I’m really glad that Cillian Murphy finally got a leading man performance under Nolan that is worthy of his talents and, without knowing much about the real Oppenheimer, Murphy’s eyes always tell the true story of what he feels, while his mouth seems full of a fear of being disliked, which is why it says the words that the crowds seemingly want to hear from him and that they cheer him on for. While Florence Pugh leaves an unforgettable imprint in her flower-averse role in Oppenheimer’s life (and eerily echoes The Prestige as a suicidal woman close to the protagonist), it is Emily Blunt who leaves an even more lasting impression as Oppenheimer’s wife, a woman who won’t be easily pigeonholed despite being shoved into an alcoholic’s corner by the film and who is smarter than a lot of the men in the room, triumphantly cutting through an interrogator’s bullshit tactics in one the film’s finest scenes.

Despite Murphy’s great turn in the lead, Blunt’s phenomenal support (she actually appears quite late in the film), and a veritable who’s who of recognizable faces that would have presumably lain on Terrence Mallick’s cutting room floor, it took me a while to get into the groove of the film, which somehow feels like its own extended trailer for quite a while. Who’d have thought, when Matt Damon first appeared something clicked for me and my investment in the film increased from there on out and it allowed me to settle into its rhythm.

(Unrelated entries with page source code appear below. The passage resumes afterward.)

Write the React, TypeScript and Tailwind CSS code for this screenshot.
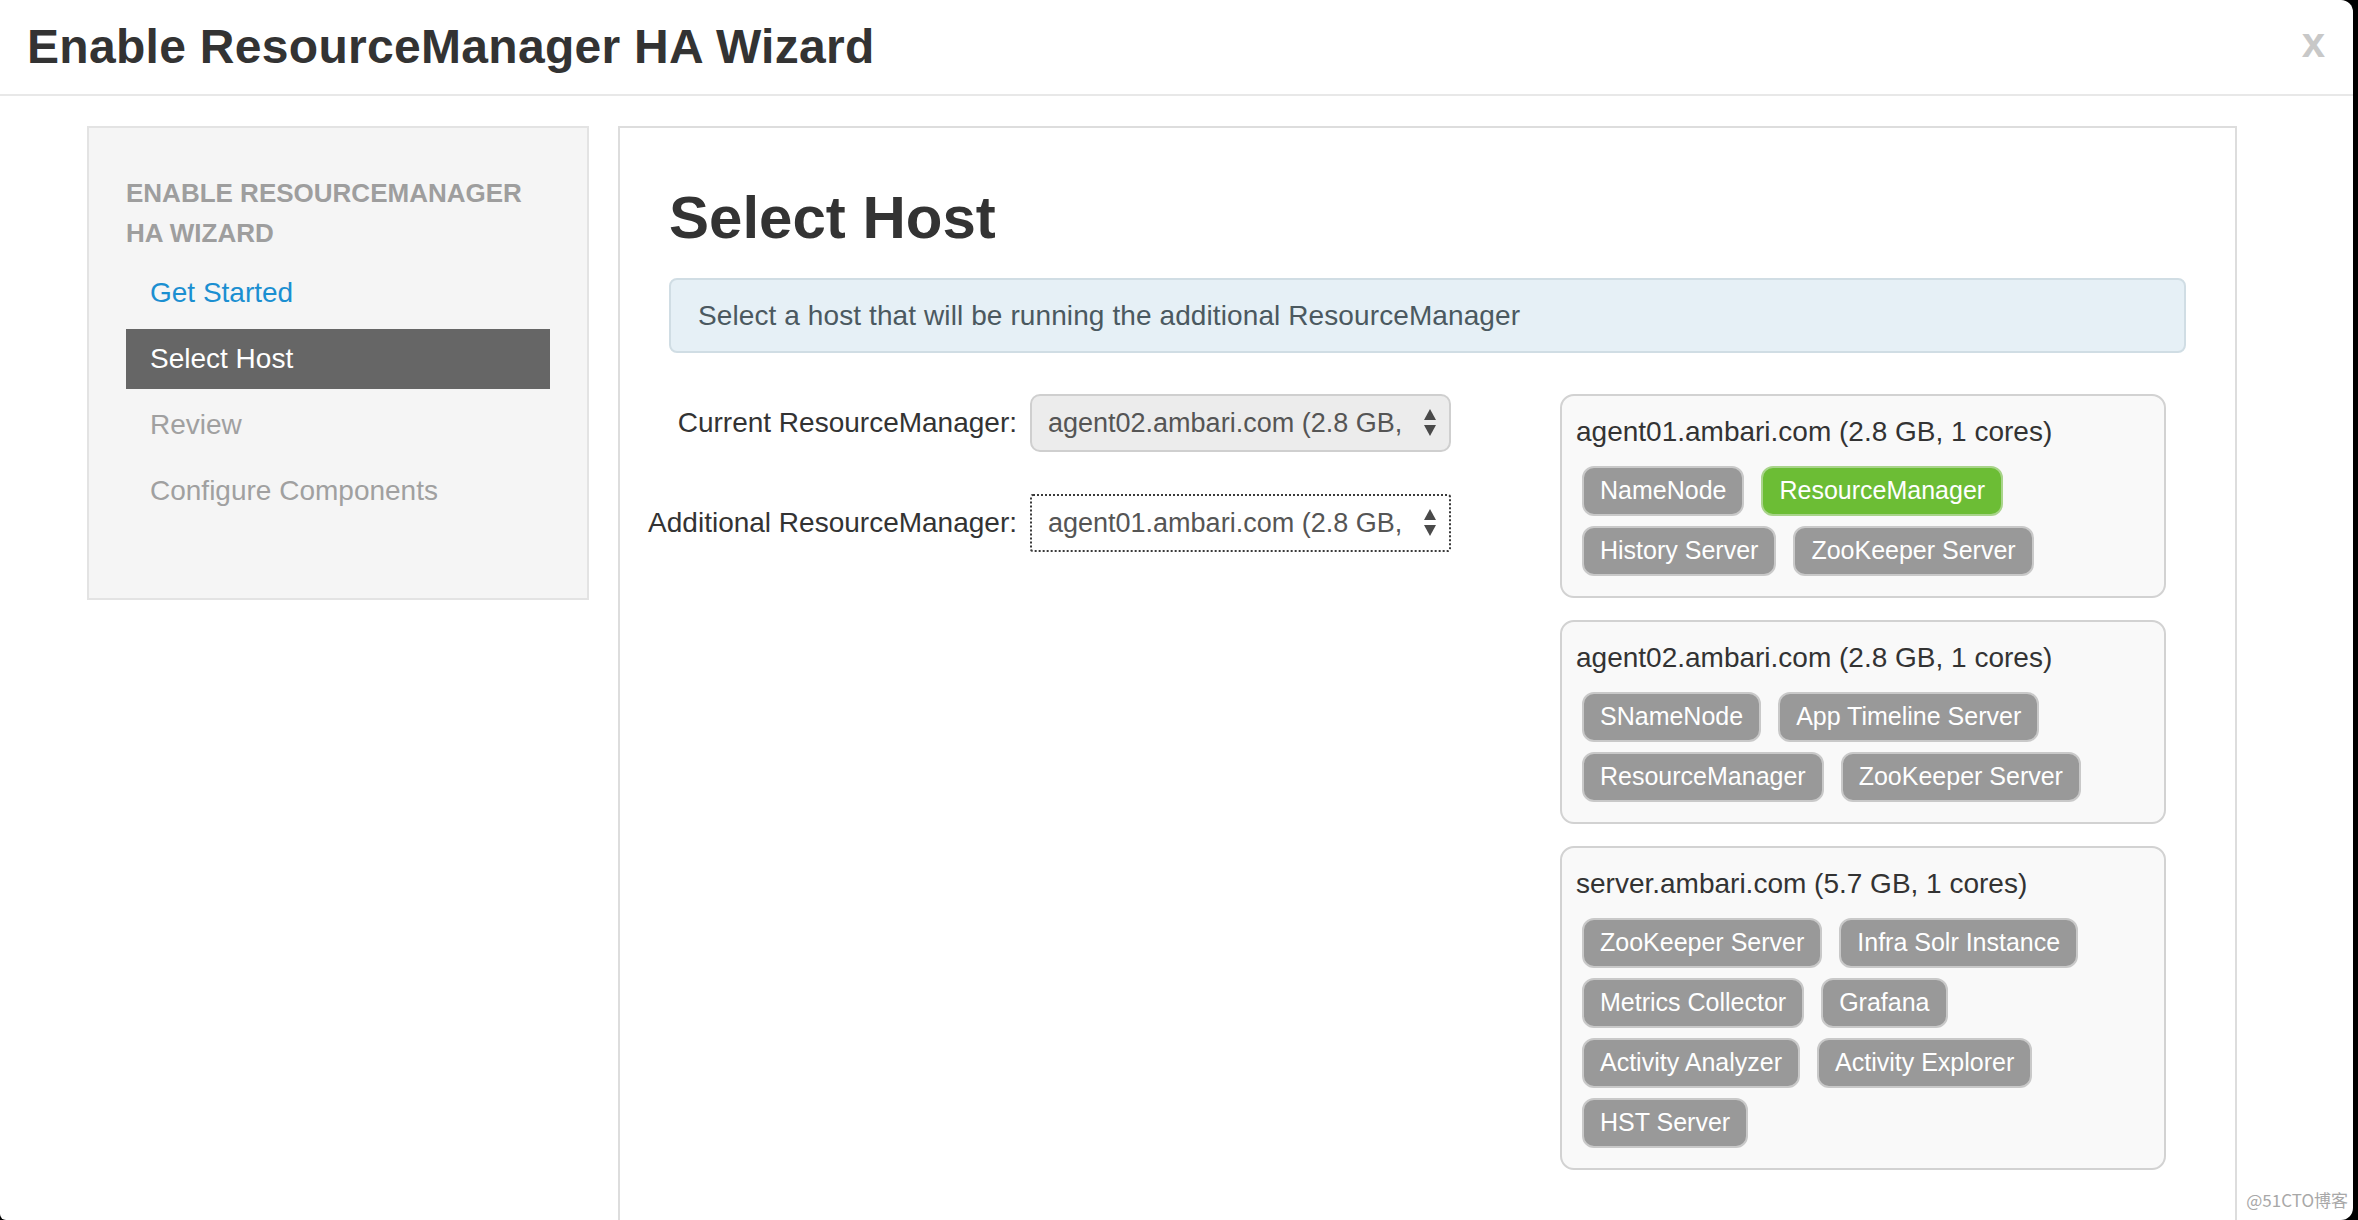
import React from "react";

const FONT = { fontFamily: '"Liberation Sans", Arial, "Noto Sans CJK SC", sans-serif' };

type Badge = { name: string; active?: boolean };
type Host = { title: string; badges: Badge[] };

const hosts: Host[] = [
  {
    title: "agent01.ambari.com (2.8 GB, 1 cores)",
    badges: [
      { name: "NameNode" },
      { name: "ResourceManager", active: true },
      { name: "History Server" },
      { name: "ZooKeeper Server" },
    ],
  },
  {
    title: "agent02.ambari.com (2.8 GB, 1 cores)",
    badges: [
      { name: "SNameNode" },
      { name: "App Timeline Server" },
      { name: "ResourceManager" },
      { name: "ZooKeeper Server" },
    ],
  },
  {
    title: "server.ambari.com (5.7 GB, 1 cores)",
    badges: [
      { name: "ZooKeeper Server" },
      { name: "Infra Solr Instance" },
      { name: "Metrics Collector" },
      { name: "Grafana" },
      { name: "Activity Analyzer" },
      { name: "Activity Explorer" },
      { name: "HST Server" },
    ],
  },
];

function Arrows() {
  return (
    <svg width="14" height="30" viewBox="0 0 14 30" className="shrink-0">
      <polygon points="7,1 13,12 1,12" fill="#4a4a4a" />
      <polygon points="1,17 13,17 7,28" fill="#4a4a4a" />
    </svg>
  );
}

function SelectBox({ value, focused }: { value: string; focused?: boolean }) {
  return (
    <div
      className={
        focused
          ? "w-[421px] h-[58px] flex items-center pl-[16px] pr-[12px] bg-white border-2 border-dotted border-[#3a3a3a] rounded-[3px]"
          : "w-[421px] h-[58px] flex items-center pl-[16px] pr-[12px] bg-[#ececec] border-2 border-[#cfcfcf] rounded-[10px]"
      }
    >
      <div className="flex-1 whitespace-nowrap text-[27px] text-[#555555]">{value}</div>
      <Arrows />
    </div>
  );
}

export default function App() {
  return (
    <div className="w-[2358px] h-[1220px] bg-black overflow-hidden relative" style={FONT}>
      <div className="w-[2353px] h-[1220px] bg-white rounded-r-[12px] rounded-bl-[6px] overflow-hidden flex flex-col">
        {/* Header */}
        <div className="h-[96px] shrink-0 border-b-2 border-[#e8e8e8] flex items-center justify-between pl-[27px] pr-[28px]">
          <div className="text-[48px] font-bold text-[#333333] leading-none tracking-[0.3px]">
            Enable ResourceManager HA Wizard
          </div>
          <div className="text-[42px] font-bold text-[#c8c8c8] leading-none -mt-[8px]">x</div>
        </div>

        {/* Body */}
        <div className="flex items-start pt-[30px] pl-[87px] gap-[29px] flex-1 min-h-0">
          {/* Sidebar */}
          <div className="w-[502px] shrink-0 bg-[#f5f5f5] border-2 border-[#e3e3e3] pt-[45px] pb-[77px] pl-[37px] pr-[37px]">
            <div className="text-[26px] font-bold text-[#9e9e9e] uppercase leading-[40px] pr-[10px]">
              Enable ResourceManager HA Wizard
            </div>
            <div className="mt-[10px] flex flex-col gap-[6px]">
              <div className="h-[60px] flex items-center pl-[24px] text-[28px] text-[#1b8fd1]">Get Started</div>
              <div className="h-[60px] flex items-center pl-[24px] text-[28px] text-white bg-[#666666]">Select Host</div>
              <div className="h-[60px] flex items-center pl-[24px] text-[28px] text-[#a0a0a0]">Review</div>
              <div className="h-[60px] flex items-center pl-[24px] text-[28px] text-[#a0a0a0]">Configure Components</div>
            </div>
          </div>

          {/* Main panel */}
          <div className="w-[1619px] shrink-0 self-stretch border-2 border-b-0 border-[#dddddd] bg-white pt-[57px] px-[49px]">
            <div className="text-[60px] font-bold text-[#333333] leading-[66px]">Select Host</div>
            <div className="mt-[27px] h-[75px] flex items-center px-[27px] bg-[#e6f0f6] border-2 border-[#d0dde4] rounded-[8px] text-[28px] text-[#4b5960] tracking-[0.1px]">
              Select a host that will be running the additional ResourceManager
            </div>

            <div className="flex items-start mt-[41px]">
              {/* Form */}
              <div className="w-[891px] shrink-0 flex flex-col gap-[42px]">
                <div className="flex items-center -ml-[30px]">
                  <div className="w-[379px] text-right text-[28px] text-[#333333] pr-[1px]">Current ResourceManager:</div>
                  <div className="ml-[12px]">
                    <SelectBox value="agent02.ambari.com (2.8 GB," />
                  </div>
                </div>
                <div className="flex items-center -ml-[30px]">
                  <div className="w-[379px] text-right text-[28px] text-[#333333] pr-[1px]">Additional ResourceManager:</div>
                  <div className="ml-[12px]">
                    <SelectBox value="agent01.ambari.com (2.8 GB," focused />
                  </div>
                </div>
              </div>

              {/* Host cards */}
              <div className="w-[606px] shrink-0 flex flex-col gap-[22px]">
                {hosts.map((h) => (
                  <div
                    key={h.title}
                    className="bg-[#f9f9f9] border-2 border-[#d2d2d2] rounded-[14px] pt-[16px] pb-[20px] pl-[14px] pr-[14px]"
                  >
                    <div className="text-[28px] text-[#333333] leading-[40px]">{h.title}</div>
                    <div className="mt-[14px] pl-[6px] flex flex-wrap gap-x-[17px] gap-y-[10px]">
                      {h.badges.map((b, i) => (
                        <div
                          key={i}
                          className={
                            b.active
                              ? "h-[50px] flex items-center px-[16px] rounded-[12px] border-2 border-[#a9d48b] bg-[#6cbd35] text-white text-[25px]"
                              : "h-[50px] flex items-center px-[16px] rounded-[12px] border-2 border-[#c9c9c9] bg-[#999999] text-white text-[25px]"
                          }
                        >
                          {b.name}
                        </div>
                      ))}
                    </div>
                  </div>
                ))}
              </div>
            </div>
          </div>
        </div>
      </div>

      {/* Watermark */}
      <div
        className="absolute right-[10px] top-[1191px] text-[17px] text-[#a8a8a8] leading-none whitespace-nowrap"
        style={{ fontFamily: '"Noto Sans CJK SC", "Liberation Sans", sans-serif', textShadow: "0 0 2px #fff, 0 0 2px #fff" }}
      >
        @51CTO博客
      </div>
    </div>
  );
}
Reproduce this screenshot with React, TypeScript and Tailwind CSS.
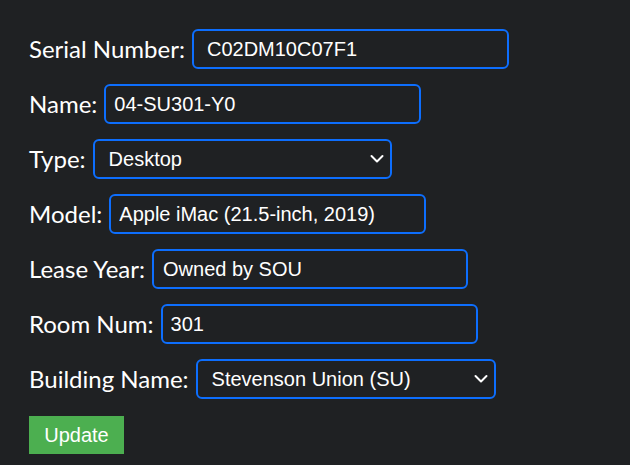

Since the zeitgeist demands to look at the simultaneous release of Barbie and Oppenheimer with meaning, it is worth pondering how these two films could be tied together by their narrative threads, if at all. To my perception, both characters are the tip of the spear of something, a movement, an entity, an image in people’s minds when their name is uttered. They are both a figure synonymous with a lasting idea that goes beyond the characters themselves. Just like Barbie is the epitome of the stereotypical feminine in this world, Oppenheimer is the face of the Atomic Age and by way of his work perhaps the epitome of the stereotypical masculine, going out of his way to pursue something just because he can, something that he knows will be used for one thing and one thing only: destruction.